Cuando tosí un pelo, no le di importancia. Supuse que venía de lo que estaba comiendo. Muchas veces hay pelos en la sopa, o en cualquier otro plato, y da un poco de asco, pero no pasa nada. En esta ocasión, no me lo había tragado, dado que lo estaba viendo. Y de haberlo tragado, nunca lo hubiera sabido.
Pero más tarde, a la hora del postre, ocurrió algo más alarmante. Cuando empecé a lamer el helado, las partes donde la lengua se arrastraba quedaban con rayas. Como si hubiera pasado un rastrillo. No se producía la habitual reducción lisa del helado.
Ya eso era extraño, pero lo siguiente lo fue más. No sólo el helado quedaba rayado, sino que apareció una extraña partícula en su superficie. Al inspeccionarla, vi que era un pedazo de carne picada, cuya clara proveniencia era la bolognesa que había comido un rato antes.
Ahí me dio asco y tiré el pedazo de carne, pero no me explicaba cómo podía haber llegado al helado. Así que cuando lo terminé fui discretamente al baño para examinarme en el espejo. Y ahí descubrí lo que pasaba: tenía pelos en la lengua.
Eso explicaba la dificultad que venía teniendo para masticar la comida. Y también para hablar. Las palabras que quería decir a veces se veían atrapadas en los pelos, y no llegaban a mi interlocutor. Entonces tenía que decirlas más fuerte, cosa que me cansaba más fácilmente, entonces trataba de decir lo menos posible.
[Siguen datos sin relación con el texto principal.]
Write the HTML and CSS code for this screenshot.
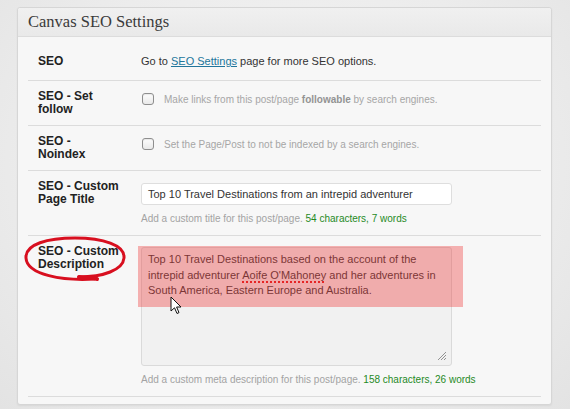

Me pregunté por qué podrían haber salido esos pelos. Tal vez era una respuesta del cuerpo a mi costumbre de respirar por la boca, y no tanto por la nariz. Así, el aire se podría filtrar un poco más. Revisé la lengua para ver si encontraba mocos, pero por suerte no había ninguno. Sólo había algunos restos más de bolognesa y pequeños trozos de granizado.
Me hice unos buches y volví a la mesa. Traté de no mencionar lo que ocurría, aunque era posible que mis interlocutores se dieran cuenta cada vez que abría la boca. Por suerte ese día no estaba hablando mucho, y cuando abría la boca para ingresar algún bocado, la visual se bloqueaba con ese bocado.
Quise ir al médico para tratar esa anormalidad, pero nadie lo reconocía como su jurisdicción. Los dermatólogos me mandaban a los gastroenterólogos, que me derivaban a los nutricionistas, que me recomendaban otorrinolaringólogos, que me volvían a mandar a dermatólogos.
De tanto ir a profesionales, pasé por un estilista, que me ofreció dar forma atractiva a los pelos de la lengua, para que no me diera vergüenza abrir la boca. Tenía la tijera de cortar las uñas preparada para empezar el corte, pero no me gustó la idea y me fui ante las repetidas ofertas de diferentes peinados.
Decidí que, para no estar todo el día pensando en esos pelos, lo mejor era afeitarlos. Incorporé ese sector a mi afeitada matinal. Supe que existía el riesgo de que a la tarde la lengua estuviera un poco más áspera, pero nada me impedía volver a afeitarme si tenía algún compromiso a la noche.
Por suerte, la espuma que ya venía usando era de mentol, así que ahora, cada vez que me afeito, no sólo la lengua queda lampiña sino que me deja un aliento refrescante.